** begin Records to use **

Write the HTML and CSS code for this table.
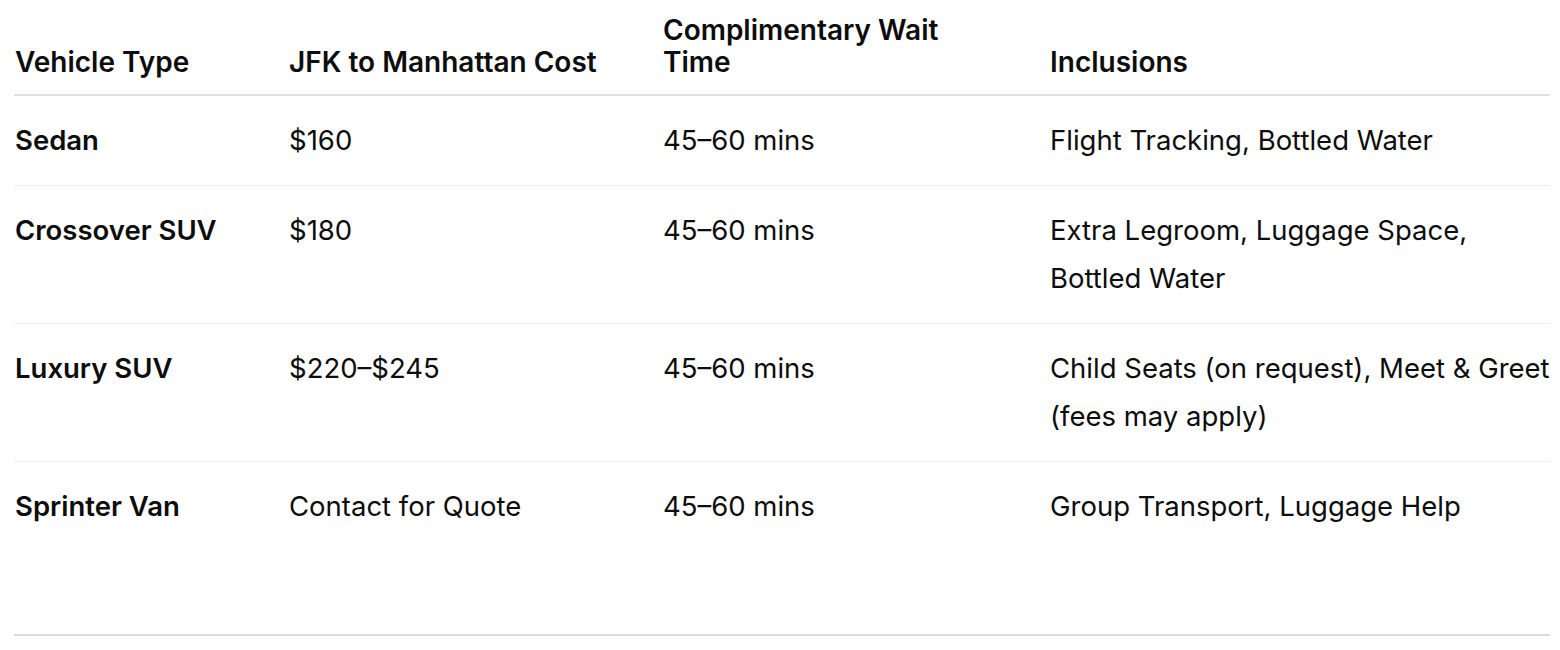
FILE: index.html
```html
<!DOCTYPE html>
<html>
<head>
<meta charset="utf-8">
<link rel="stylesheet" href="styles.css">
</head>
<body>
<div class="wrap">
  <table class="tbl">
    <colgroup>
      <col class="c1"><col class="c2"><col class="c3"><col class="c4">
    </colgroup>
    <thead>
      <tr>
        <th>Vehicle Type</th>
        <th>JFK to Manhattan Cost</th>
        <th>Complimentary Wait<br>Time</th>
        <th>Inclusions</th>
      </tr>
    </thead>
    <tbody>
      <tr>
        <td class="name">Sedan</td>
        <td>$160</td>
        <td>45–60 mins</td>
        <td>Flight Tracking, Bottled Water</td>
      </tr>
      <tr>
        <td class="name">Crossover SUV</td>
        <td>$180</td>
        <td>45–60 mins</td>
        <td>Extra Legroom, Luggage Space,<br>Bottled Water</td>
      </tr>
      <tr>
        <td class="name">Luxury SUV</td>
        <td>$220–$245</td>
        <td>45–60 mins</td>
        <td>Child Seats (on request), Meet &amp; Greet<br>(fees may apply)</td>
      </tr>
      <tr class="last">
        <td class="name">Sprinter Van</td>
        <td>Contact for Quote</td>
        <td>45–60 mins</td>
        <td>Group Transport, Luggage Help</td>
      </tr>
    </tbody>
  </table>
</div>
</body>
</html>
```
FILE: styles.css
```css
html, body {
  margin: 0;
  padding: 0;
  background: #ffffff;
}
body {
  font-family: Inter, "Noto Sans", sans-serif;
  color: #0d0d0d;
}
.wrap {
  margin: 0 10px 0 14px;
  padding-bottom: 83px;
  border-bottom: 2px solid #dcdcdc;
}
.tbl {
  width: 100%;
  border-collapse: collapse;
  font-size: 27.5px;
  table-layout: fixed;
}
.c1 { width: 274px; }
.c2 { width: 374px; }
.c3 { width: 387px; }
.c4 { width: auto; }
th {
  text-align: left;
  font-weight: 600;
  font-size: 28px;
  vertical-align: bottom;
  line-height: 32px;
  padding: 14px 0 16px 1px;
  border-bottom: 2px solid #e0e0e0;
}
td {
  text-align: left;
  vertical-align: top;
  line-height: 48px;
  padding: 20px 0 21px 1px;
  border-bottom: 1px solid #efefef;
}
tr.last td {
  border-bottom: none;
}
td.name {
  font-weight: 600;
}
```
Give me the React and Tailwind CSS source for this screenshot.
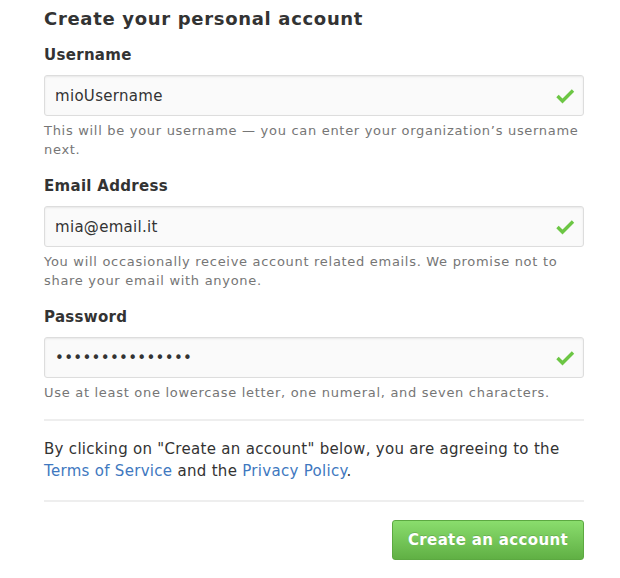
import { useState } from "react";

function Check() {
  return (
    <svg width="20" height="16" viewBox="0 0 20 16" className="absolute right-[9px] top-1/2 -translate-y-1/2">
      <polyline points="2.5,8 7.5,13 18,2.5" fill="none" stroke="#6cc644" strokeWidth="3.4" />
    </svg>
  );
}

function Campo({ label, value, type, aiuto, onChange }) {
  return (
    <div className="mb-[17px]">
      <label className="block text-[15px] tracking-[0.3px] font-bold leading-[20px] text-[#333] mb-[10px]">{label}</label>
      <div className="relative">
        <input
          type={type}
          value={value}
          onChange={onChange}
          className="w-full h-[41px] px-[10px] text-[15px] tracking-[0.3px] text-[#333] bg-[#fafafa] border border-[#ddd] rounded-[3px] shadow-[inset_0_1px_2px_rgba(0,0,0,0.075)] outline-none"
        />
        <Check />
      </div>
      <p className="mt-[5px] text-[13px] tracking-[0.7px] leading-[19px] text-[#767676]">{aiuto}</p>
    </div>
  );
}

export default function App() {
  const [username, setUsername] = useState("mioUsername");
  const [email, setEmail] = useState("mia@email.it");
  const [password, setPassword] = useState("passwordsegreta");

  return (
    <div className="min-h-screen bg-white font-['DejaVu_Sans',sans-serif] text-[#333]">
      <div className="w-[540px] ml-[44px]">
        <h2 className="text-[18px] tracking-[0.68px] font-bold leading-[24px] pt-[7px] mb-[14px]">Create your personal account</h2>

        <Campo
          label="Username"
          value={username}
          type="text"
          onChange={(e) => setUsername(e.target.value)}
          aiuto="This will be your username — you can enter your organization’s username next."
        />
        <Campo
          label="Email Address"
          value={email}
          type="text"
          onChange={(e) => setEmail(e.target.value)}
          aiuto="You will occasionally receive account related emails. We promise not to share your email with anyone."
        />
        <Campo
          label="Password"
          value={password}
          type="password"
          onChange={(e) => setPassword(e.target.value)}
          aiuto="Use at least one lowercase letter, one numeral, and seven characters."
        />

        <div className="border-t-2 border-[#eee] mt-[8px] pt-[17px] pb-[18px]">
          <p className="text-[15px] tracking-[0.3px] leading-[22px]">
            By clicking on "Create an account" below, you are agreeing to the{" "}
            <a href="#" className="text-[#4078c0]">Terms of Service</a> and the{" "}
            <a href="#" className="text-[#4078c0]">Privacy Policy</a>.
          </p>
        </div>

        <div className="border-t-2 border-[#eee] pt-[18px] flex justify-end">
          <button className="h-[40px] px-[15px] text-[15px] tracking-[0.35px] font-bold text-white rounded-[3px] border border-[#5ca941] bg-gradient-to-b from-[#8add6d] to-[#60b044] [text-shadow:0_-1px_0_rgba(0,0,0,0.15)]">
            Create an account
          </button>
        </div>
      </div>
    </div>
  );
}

** end Records to use **

Aim:
Without including any pictures, print all of the material exactly as given.

Result:
Write the HTML and CSS code for this table.
FILE: index.html
```html
<!DOCTYPE html>
<html>
<head>
<meta charset="utf-8">
<link rel="stylesheet" href="styles.css">
</head>
<body>
<div class="wrap">
  <table class="tbl">
    <colgroup>
      <col class="c1"><col class="c2"><col class="c3"><col class="c4">
    </colgroup>
    <thead>
      <tr>
        <th>Vehicle Type</th>
        <th>JFK to Manhattan Cost</th>
        <th>Complimentary Wait<br>Time</th>
        <th>Inclusions</th>
      </tr>
    </thead>
    <tbody>
      <tr>
        <td class="name">Sedan</td>
        <td>$160</td>
        <td>45–60 mins</td>
        <td>Flight Tracking, Bottled Water</td>
      </tr>
      <tr>
        <td class="name">Crossover SUV</td>
        <td>$180</td>
        <td>45–60 mins</td>
        <td>Extra Legroom, Luggage Space,<br>Bottled Water</td>
      </tr>
      <tr>
        <td class="name">Luxury SUV</td>
        <td>$220–$245</td>
        <td>45–60 mins</td>
        <td>Child Seats (on request), Meet &amp; Greet<br>(fees may apply)</td>
      </tr>
      <tr class="last">
        <td class="name">Sprinter Van</td>
        <td>Contact for Quote</td>
        <td>45–60 mins</td>
        <td>Group Transport, Luggage Help</td>
      </tr>
    </tbody>
  </table>
</div>
</body>
</html>
```
FILE: styles.css
```css
html, body {
  margin: 0;
  padding: 0;
  background: #ffffff;
}
body {
  font-family: Inter, "Noto Sans", sans-serif;
  color: #0d0d0d;
}
.wrap {
  margin: 0 10px 0 14px;
  padding-bottom: 83px;
  border-bottom: 2px solid #dcdcdc;
}
.tbl {
  width: 100%;
  border-collapse: collapse;
  font-size: 27.5px;
  table-layout: fixed;
}
.c1 { width: 274px; }
.c2 { width: 374px; }
.c3 { width: 387px; }
.c4 { width: auto; }
th {
  text-align: left;
  font-weight: 600;
  font-size: 28px;
  vertical-align: bottom;
  line-height: 32px;
  padding: 14px 0 16px 1px;
  border-bottom: 2px solid #e0e0e0;
}
td {
  text-align: left;
  vertical-align: top;
  line-height: 48px;
  padding: 20px 0 21px 1px;
  border-bottom: 1px solid #efefef;
}
tr.last td {
  border-bottom: none;
}
td.name {
  font-weight: 600;
}
```
Give me the React and Tailwind CSS source for this screenshot.
import { useState } from "react";

function Check() {
  return (
    <svg width="20" height="16" viewBox="0 0 20 16" className="absolute right-[9px] top-1/2 -translate-y-1/2">
      <polyline points="2.5,8 7.5,13 18,2.5" fill="none" stroke="#6cc644" strokeWidth="3.4" />
    </svg>
  );
}

function Campo({ label, value, type, aiuto, onChange }) {
  return (
    <div className="mb-[17px]">
      <label className="block text-[15px] tracking-[0.3px] font-bold leading-[20px] text-[#333] mb-[10px]">{label}</label>
      <div className="relative">
        <input
          type={type}
          value={value}
          onChange={onChange}
          className="w-full h-[41px] px-[10px] text-[15px] tracking-[0.3px] text-[#333] bg-[#fafafa] border border-[#ddd] rounded-[3px] shadow-[inset_0_1px_2px_rgba(0,0,0,0.075)] outline-none"
        />
        <Check />
      </div>
      <p className="mt-[5px] text-[13px] tracking-[0.7px] leading-[19px] text-[#767676]">{aiuto}</p>
    </div>
  );
}

export default function App() {
  const [username, setUsername] = useState("mioUsername");
  const [email, setEmail] = useState("mia@email.it");
  const [password, setPassword] = useState("passwordsegreta");

  return (
    <div className="min-h-screen bg-white font-['DejaVu_Sans',sans-serif] text-[#333]">
      <div className="w-[540px] ml-[44px]">
        <h2 className="text-[18px] tracking-[0.68px] font-bold leading-[24px] pt-[7px] mb-[14px]">Create your personal account</h2>

        <Campo
          label="Username"
          value={username}
          type="text"
          onChange={(e) => setUsername(e.target.value)}
          aiuto="This will be your username — you can enter your organization’s username next."
        />
        <Campo
          label="Email Address"
          value={email}
          type="text"
          onChange={(e) => setEmail(e.target.value)}
          aiuto="You will occasionally receive account related emails. We promise not to share your email with anyone."
        />
        <Campo
          label="Password"
          value={password}
          type="password"
          onChange={(e) => setPassword(e.target.value)}
          aiuto="Use at least one lowercase letter, one numeral, and seven characters."
        />

        <div className="border-t-2 border-[#eee] mt-[8px] pt-[17px] pb-[18px]">
          <p className="text-[15px] tracking-[0.3px] leading-[22px]">
            By clicking on "Create an account" below, you are agreeing to the{" "}
            <a href="#" className="text-[#4078c0]">Terms of Service</a> and the{" "}
            <a href="#" className="text-[#4078c0]">Privacy Policy</a>.
          </p>
        </div>

        <div className="border-t-2 border-[#eee] pt-[18px] flex justify-end">
          <button className="h-[40px] px-[15px] text-[15px] tracking-[0.35px] font-bold text-white rounded-[3px] border border-[#5ca941] bg-gradient-to-b from-[#8add6d] to-[#60b044] [text-shadow:0_-1px_0_rgba(0,0,0,0.15)]">
            Create an account
          </button>
        </div>
      </div>
    </div>
  );
}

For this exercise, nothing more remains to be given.